◆ OBJECTIVE:
Return all of the data exactly, with nothing left out but the pictures.

#####

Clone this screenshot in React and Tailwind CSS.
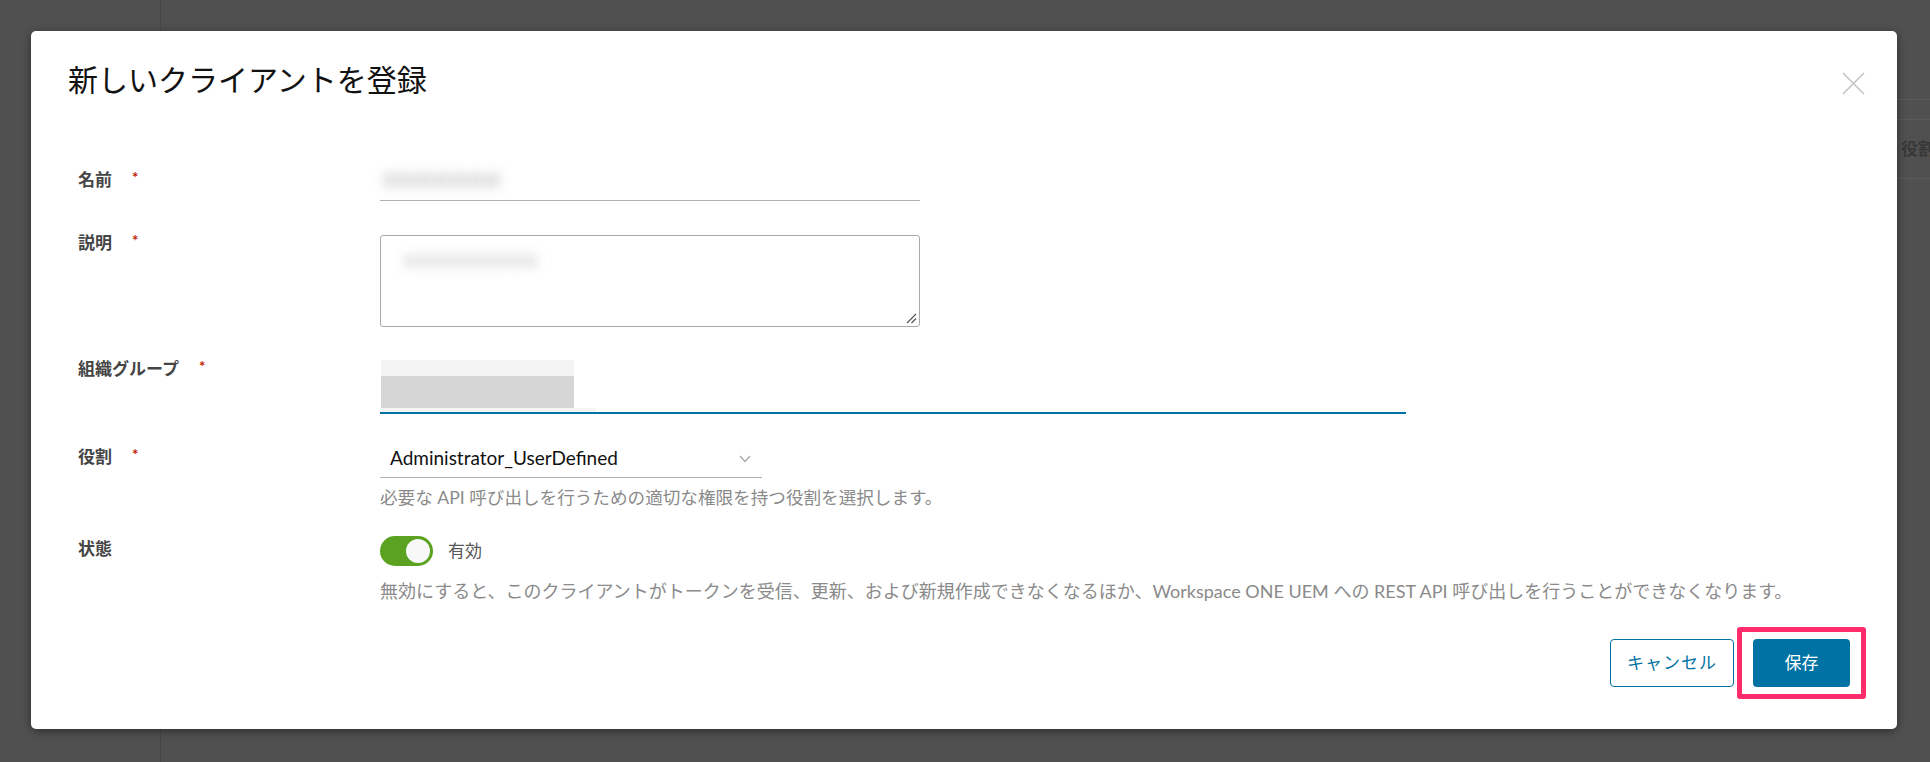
import { useState } from "react";

const FONT = "font-['Lato','Noto_Sans_CJK_JP',sans-serif]";

function Required() {
  return <span className="ml-[20px] text-[15px] leading-none text-[#c21d00] relative -top-[3px]">*</span>;
}

function Label({ children, required, className = "" }) {
  return (
    <div className={`w-[302px] h-[24px] shrink-0 flex items-center text-[17px] leading-[24px] font-bold text-[#454545] ${className}`}>
      <span>{children}</span>
      {required && <Required />}
    </div>
  );
}

function CloseIcon() {
  return (
    <svg width="23" height="23" viewBox="0 0 23 23" fill="none" stroke="#c4c4c4" strokeWidth="1.6">
      <path d="M1 1 L22 22 M22 1 L1 22" />
    </svg>
  );
}

function Chevron() {
  return (
    <svg width="12" height="8" viewBox="0 0 12 8" fill="none" stroke="#a8a8a8" strokeWidth="1.3">
      <path d="M1 1 L6 6.5 L11 1" />
    </svg>
  );
}

function Toggle({ on, onChange }) {
  return (
    <button
      onClick={() => onChange(!on)}
      className={`w-[53px] h-[30px] rounded-full flex items-center px-[3px] ${on ? "bg-[#5aa220] justify-end" : "bg-[#b3b3b3] justify-start"}`}
    >
      <span className="w-[24px] h-[24px] rounded-full bg-[#f8f8f8]" />
    </button>
  );
}

export default function App() {
  const [enabled, setEnabled] = useState(true);

  return (
    <div className={`relative w-[1930px] h-[762px] overflow-hidden bg-[#505050] flex ${FONT}`}>
      {/* dimmed page behind the dialog */}
      <div className="w-[161px] h-full border-r border-[#474747]" />
      <div className="flex-1 flex flex-col pt-[99px]">
        <div className="h-[20px] border-t border-[#5a5a5a]" />
        <div className="h-[60px] border-t border-b border-[#5a5a5a] flex items-center justify-end">
          <div className="w-[29px] overflow-hidden whitespace-nowrap text-[17px] font-bold text-[#383838]">役割</div>
        </div>
      </div>

      {/* dialog */}
      <div className="absolute left-[31px] top-[31px] w-[1866px] h-[698px] bg-white rounded-[5px] shadow-[0_2px_8px_rgba(0,0,0,0.45)] flex flex-col">
        <div className="flex items-start justify-between pl-[37px] pr-[32px] pt-[30px]">
          <h2 className="text-[30px] leading-[36px] text-[#111] font-normal">新しいクライアントを登録</h2>
          <button className="mt-[11px]"><CloseIcon /></button>
        </div>

        <div className="flex flex-col pl-[47px] pr-[47px] mt-[64px]">
          {/* 名前 */}
          <div className="flex items-start">
            <Label required className="mt-[7px]">名前</Label>
            <div className="w-[540px] h-[40px] border-b border-[#b0b0b0] flex items-center">
              <span className="ml-[2px] text-[17px] text-[#dadada] blur-[6px]">■■■■■■■</span>
            </div>
          </div>

          {/* 説明 */}
          <div className="flex items-start mt-[30px]">
            <Label required>説明</Label>
            <div className="mt-[4px] w-[540px] h-[92px] border border-[#a9a9a9] rounded-[3px] relative">
              <div className="mt-[14px] ml-[22px] text-[15px] text-[#e0e0e0] blur-[6px]">■■■■■■■■■</div>
              <svg className="absolute right-[2px] bottom-[2px]" width="11" height="11" viewBox="0 0 11 11" stroke="#555" strokeWidth="1.2">
                <path d="M1 10 L10 1 M5.5 10 L10 5.5" />
              </svg>
            </div>
          </div>

          {/* 組織グループ */}
          <div className="flex items-start mt-[30px]">
            <Label required>組織グループ</Label>
            <div className="mt-[3px] w-[1026px] flex flex-col">
              <div className="w-[193px] h-[16px] bg-[#f4f4f4] ml-[1px]" />
              <div className="w-[193px] h-[32px] bg-[#d6d6d6] ml-[1px]" />
              <div className="h-[4px] w-[216px] bg-[#f4f4f4]" />
              <div className="h-[2px] bg-[#0072a3]" />
            </div>
          </div>

          {/* 役割 */}
          <div className="flex items-start mt-[26px]">
            <Label required className="mt-[5px]">役割</Label>
            <div className="flex flex-col">
              <div className="w-[382px] h-[38px] border-b border-[#b0b0b0] flex items-center justify-between pl-[10px] pr-[11px]">
                <span className="text-[19px] text-[#111]">Administrator_UserDefined</span>
                <Chevron />
              </div>
              <p className="mt-[9px] text-[17.6px] leading-[22px] text-[#8a8a8a] whitespace-nowrap">必要な API 呼び出しを行うための適切な権限を持つ役割を選択します。</p>
            </div>
          </div>

          {/* 状態 */}
          <div className="flex items-start mt-[27px]">
            <Label className="mt-[1px]">状態</Label>
            <div className="flex flex-col">
              <div className="flex items-center gap-[15px]">
                <Toggle on={enabled} onChange={setEnabled} />
                <span className="text-[17px] text-[#565656]">有効</span>
              </div>
              <p className="mt-[14px] text-[18px] leading-[22px] text-[#8a8a8a] whitespace-nowrap">
                無効にすると、このクライアントがトークンを受信、更新、および新規作成できなくなるほか、Workspace ONE UEM への REST API 呼び出しを行うことができなくなります。
              </p>
            </div>
          </div>

          {/* actions */}
          <div className="flex justify-end gap-[19px] mt-[37px]">
            <button className="w-[124px] h-[48px] border border-[#0072a3] rounded-[4px] text-[17px] text-[#0072a3] tracking-[1px]">キャンセル</button>
            <div className="relative">
              <button className="w-[97px] h-[48px] bg-[#0072a3] rounded-[4px] text-[17px] text-white">保存</button>
              <div className="absolute -left-[16px] -right-[16px] -top-[12px] -bottom-[12px] border-[5px] border-[#ff2c6c] rounded-[3px] pointer-events-none" />
            </div>
          </div>
        </div>
      </div>
    </div>
  );
}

#####

◆ FINISHED EXERCISE:
Clone this screenshot in React and Tailwind CSS.
import { useState } from "react";

const FONT = "font-['Lato','Noto_Sans_CJK_JP',sans-serif]";

function Required() {
  return <span className="ml-[20px] text-[15px] leading-none text-[#c21d00] relative -top-[3px]">*</span>;
}

function Label({ children, required, className = "" }) {
  return (
    <div className={`w-[302px] h-[24px] shrink-0 flex items-center text-[17px] leading-[24px] font-bold text-[#454545] ${className}`}>
      <span>{children}</span>
      {required && <Required />}
    </div>
  );
}

function CloseIcon() {
  return (
    <svg width="23" height="23" viewBox="0 0 23 23" fill="none" stroke="#c4c4c4" strokeWidth="1.6">
      <path d="M1 1 L22 22 M22 1 L1 22" />
    </svg>
  );
}

function Chevron() {
  return (
    <svg width="12" height="8" viewBox="0 0 12 8" fill="none" stroke="#a8a8a8" strokeWidth="1.3">
      <path d="M1 1 L6 6.5 L11 1" />
    </svg>
  );
}

function Toggle({ on, onChange }) {
  return (
    <button
      onClick={() => onChange(!on)}
      className={`w-[53px] h-[30px] rounded-full flex items-center px-[3px] ${on ? "bg-[#5aa220] justify-end" : "bg-[#b3b3b3] justify-start"}`}
    >
      <span className="w-[24px] h-[24px] rounded-full bg-[#f8f8f8]" />
    </button>
  );
}

export default function App() {
  const [enabled, setEnabled] = useState(true);

  return (
    <div className={`relative w-[1930px] h-[762px] overflow-hidden bg-[#505050] flex ${FONT}`}>
      {/* dimmed page behind the dialog */}
      <div className="w-[161px] h-full border-r border-[#474747]" />
      <div className="flex-1 flex flex-col pt-[99px]">
        <div className="h-[20px] border-t border-[#5a5a5a]" />
        <div className="h-[60px] border-t border-b border-[#5a5a5a] flex items-center justify-end">
          <div className="w-[29px] overflow-hidden whitespace-nowrap text-[17px] font-bold text-[#383838]">役割</div>
        </div>
      </div>

      {/* dialog */}
      <div className="absolute left-[31px] top-[31px] w-[1866px] h-[698px] bg-white rounded-[5px] shadow-[0_2px_8px_rgba(0,0,0,0.45)] flex flex-col">
        <div className="flex items-start justify-between pl-[37px] pr-[32px] pt-[30px]">
          <h2 className="text-[30px] leading-[36px] text-[#111] font-normal">新しいクライアントを登録</h2>
          <button className="mt-[11px]"><CloseIcon /></button>
        </div>

        <div className="flex flex-col pl-[47px] pr-[47px] mt-[64px]">
          {/* 名前 */}
          <div className="flex items-start">
            <Label required className="mt-[7px]">名前</Label>
            <div className="w-[540px] h-[40px] border-b border-[#b0b0b0] flex items-center">
              <span className="ml-[2px] text-[17px] text-[#dadada] blur-[6px]">■■■■■■■</span>
            </div>
          </div>

          {/* 説明 */}
          <div className="flex items-start mt-[30px]">
            <Label required>説明</Label>
            <div className="mt-[4px] w-[540px] h-[92px] border border-[#a9a9a9] rounded-[3px] relative">
              <div className="mt-[14px] ml-[22px] text-[15px] text-[#e0e0e0] blur-[6px]">■■■■■■■■■</div>
              <svg className="absolute right-[2px] bottom-[2px]" width="11" height="11" viewBox="0 0 11 11" stroke="#555" strokeWidth="1.2">
                <path d="M1 10 L10 1 M5.5 10 L10 5.5" />
              </svg>
            </div>
          </div>

          {/* 組織グループ */}
          <div className="flex items-start mt-[30px]">
            <Label required>組織グループ</Label>
            <div className="mt-[3px] w-[1026px] flex flex-col">
              <div className="w-[193px] h-[16px] bg-[#f4f4f4] ml-[1px]" />
              <div className="w-[193px] h-[32px] bg-[#d6d6d6] ml-[1px]" />
              <div className="h-[4px] w-[216px] bg-[#f4f4f4]" />
              <div className="h-[2px] bg-[#0072a3]" />
            </div>
          </div>

          {/* 役割 */}
          <div className="flex items-start mt-[26px]">
            <Label required className="mt-[5px]">役割</Label>
            <div className="flex flex-col">
              <div className="w-[382px] h-[38px] border-b border-[#b0b0b0] flex items-center justify-between pl-[10px] pr-[11px]">
                <span className="text-[19px] text-[#111]">Administrator_UserDefined</span>
                <Chevron />
              </div>
              <p className="mt-[9px] text-[17.6px] leading-[22px] text-[#8a8a8a] whitespace-nowrap">必要な API 呼び出しを行うための適切な権限を持つ役割を選択します。</p>
            </div>
          </div>

          {/* 状態 */}
          <div className="flex items-start mt-[27px]">
            <Label className="mt-[1px]">状態</Label>
            <div className="flex flex-col">
              <div className="flex items-center gap-[15px]">
                <Toggle on={enabled} onChange={setEnabled} />
                <span className="text-[17px] text-[#565656]">有効</span>
              </div>
              <p className="mt-[14px] text-[18px] leading-[22px] text-[#8a8a8a] whitespace-nowrap">
                無効にすると、このクライアントがトークンを受信、更新、および新規作成できなくなるほか、Workspace ONE UEM への REST API 呼び出しを行うことができなくなります。
              </p>
            </div>
          </div>

          {/* actions */}
          <div className="flex justify-end gap-[19px] mt-[37px]">
            <button className="w-[124px] h-[48px] border border-[#0072a3] rounded-[4px] text-[17px] text-[#0072a3] tracking-[1px]">キャンセル</button>
            <div className="relative">
              <button className="w-[97px] h-[48px] bg-[#0072a3] rounded-[4px] text-[17px] text-white">保存</button>
              <div className="absolute -left-[16px] -right-[16px] -top-[12px] -bottom-[12px] border-[5px] border-[#ff2c6c] rounded-[3px] pointer-events-none" />
            </div>
          </div>
        </div>
      </div>
    </div>
  );
}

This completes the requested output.